Is the Fundamental Groupoid a Bicategory?

It isn't a bicategory, but this doesn't have to do with $2$-cells being isomorphisms. (They're really equivalences and, in fact, the $1$-cells are also equivalences.) The reason it fails to be a bicategory is that composition of $2$-cells isn't strictly associative or unital: in fact, this is exactly the same problem that means that points-and-paths doesn't define a category.

It sounds like what you are trying to describe is the fundamental ∞-groupoid $\pi(X)$ of $X$, which has the structure of an ∞-category (in fact, a (∞,0)-category), rather than a bicategory. The $n$-cells are the "$n$-dimensional paths" in $X$, and the composition axioms hold only up to equivalence.

The fundamental groupoid $\pi_1(X)$ is then the $1$-truncation of $\pi(X)$, which quotients the $1$-cells (i.e. paths) by higher equivalence. The resulting structure is a groupoid, which is in turn a category.

The structure you (almost) describe is the $2$-truncation of $\pi(X)$, which is indeed a bicategory (in fact, it's a $2$-groupoid), except the $2$-cells are equivalence classes of homotopies, rather than homotopies themselves. This ensures that the rules governing composition of $2$-cells hold strictly.

More generally, the $n$-truncation $\pi_n(X)$ of $\pi(X)$ has points as 0-cells, paths as $1$-cells, homotopies as $2$-cells, homotopies of homotopies as 3-cells, and so on.

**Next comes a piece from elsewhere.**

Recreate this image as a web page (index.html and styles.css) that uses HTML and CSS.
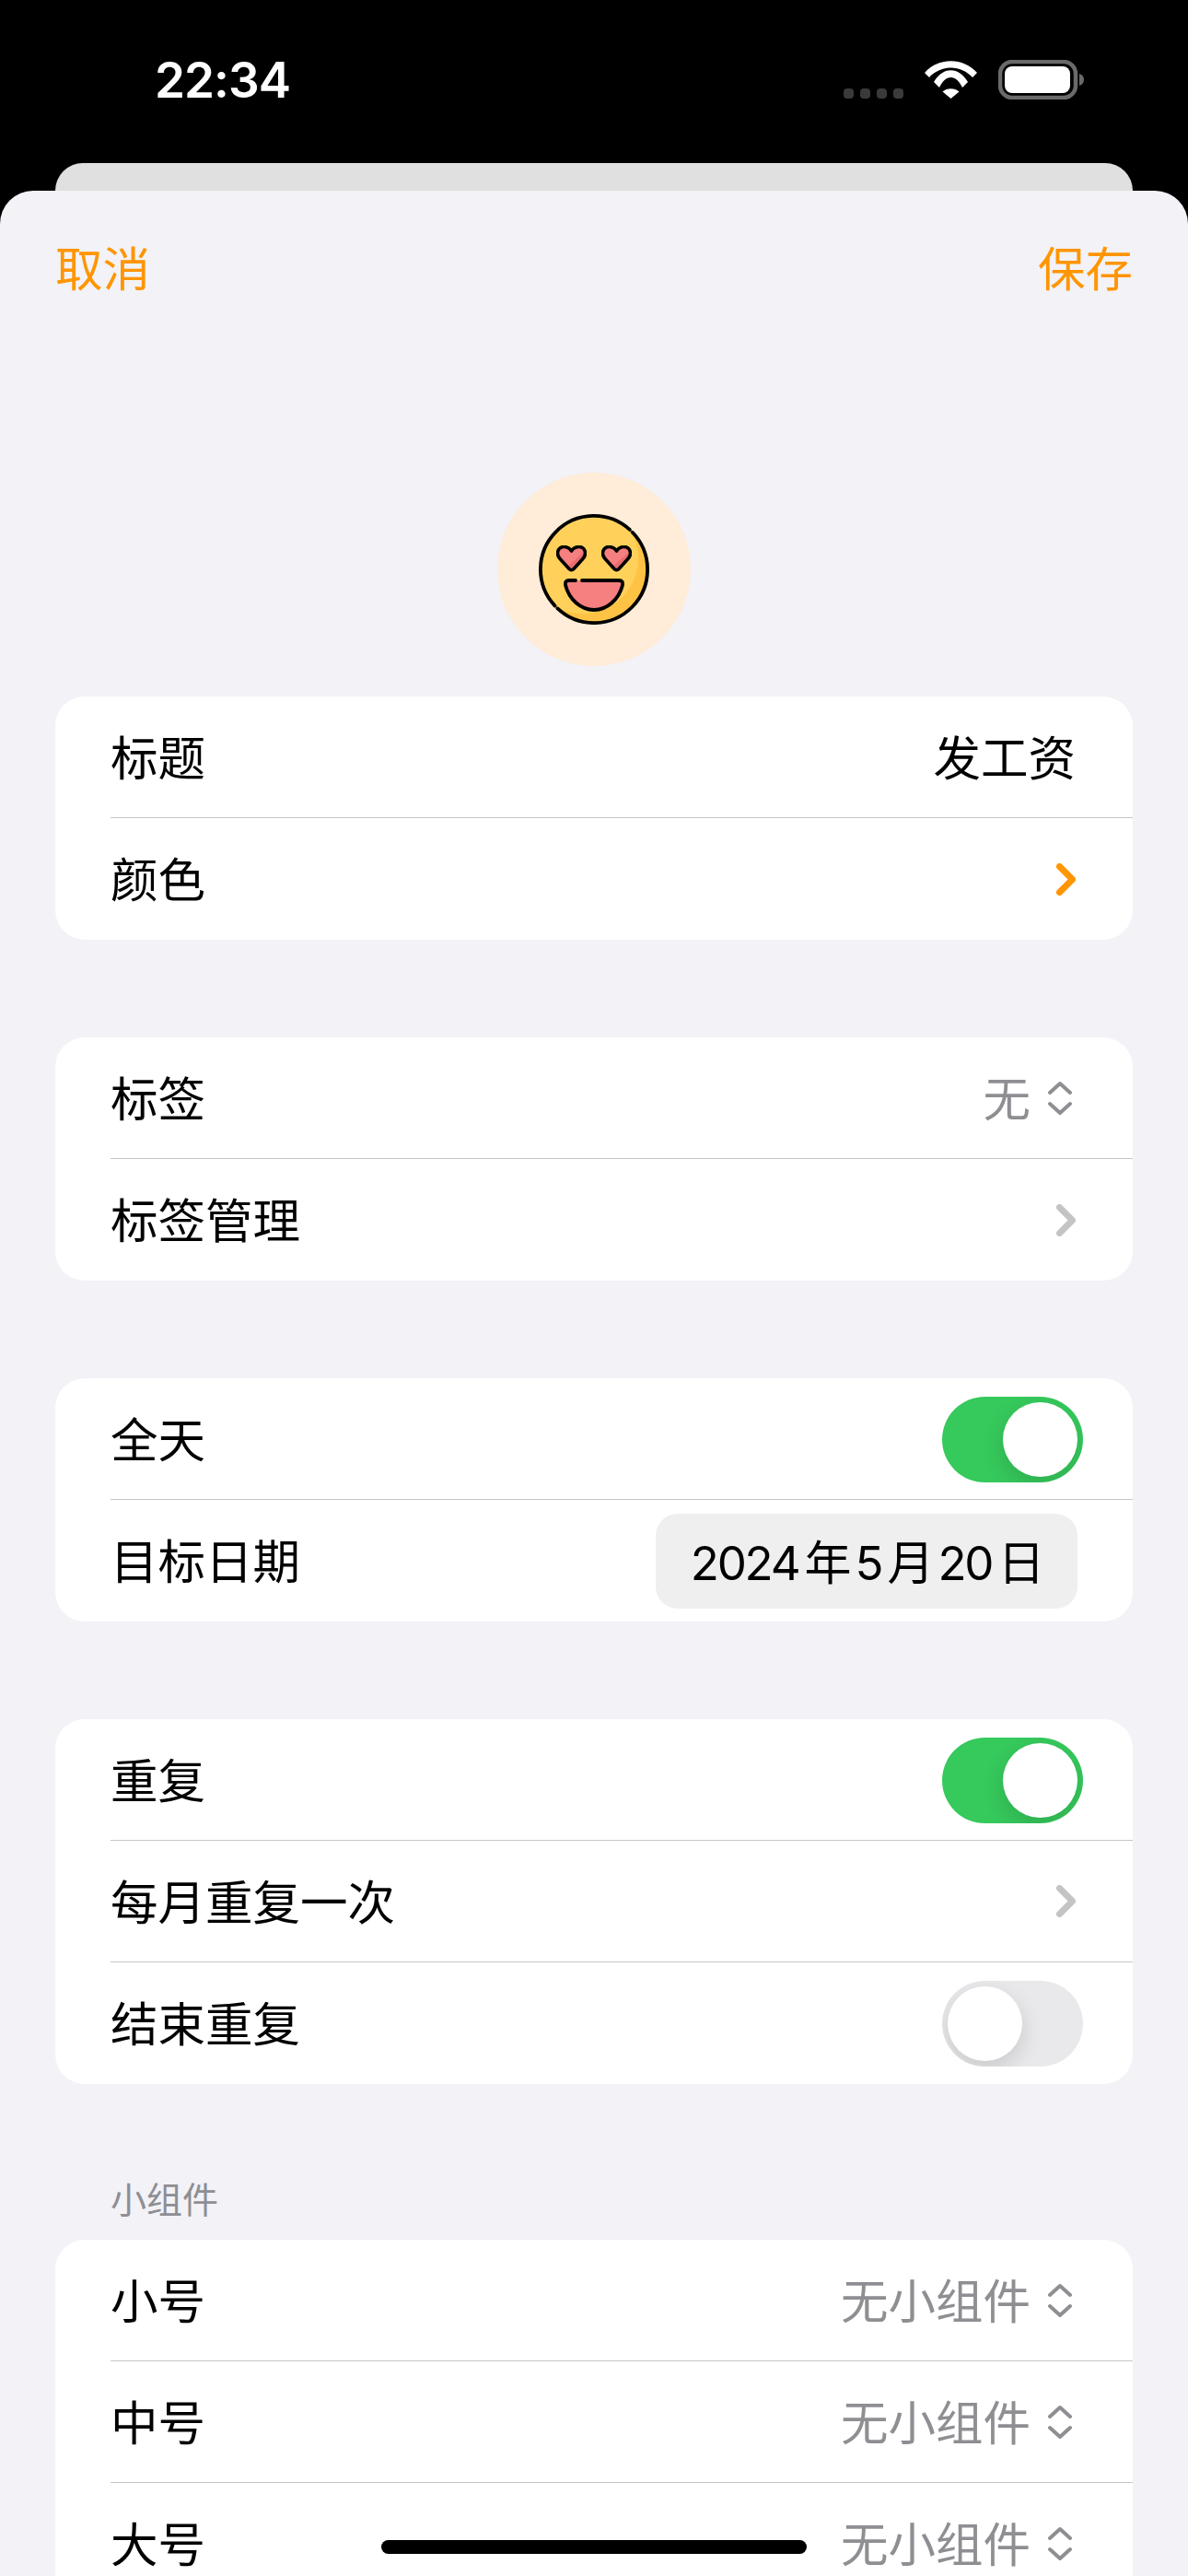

When you get to the level of $n$-cells, you quotient by higher homotopy to ensure the composition laws for $n$-cells hold strictly; the obtained structure is an $n$-groupoid, a type of weak $n$-category, whatever that means.

The other answer talks about the fundamental $2$-groupoid. I'll discuss the other possible correction to your construction: don't distinguish between parallel $2$-arrows.

Rather than having the $2$-morphisms be homotopies between homotopies, you can just have $2$-morphisms give the "is homotopic to" relation. That is, given paths $f$ and $g$, $\hom(f,g)$ is a one-point set if $f \simeq g$, and is empty otherwise.

The obvious functor from this construction to the fundamental groupoid is an equivalence, since for points $P$ and $Q$, the category $\hom(P,Q)$ is equivalent to the set of homotopy classes of paths from $P$ to $Q$.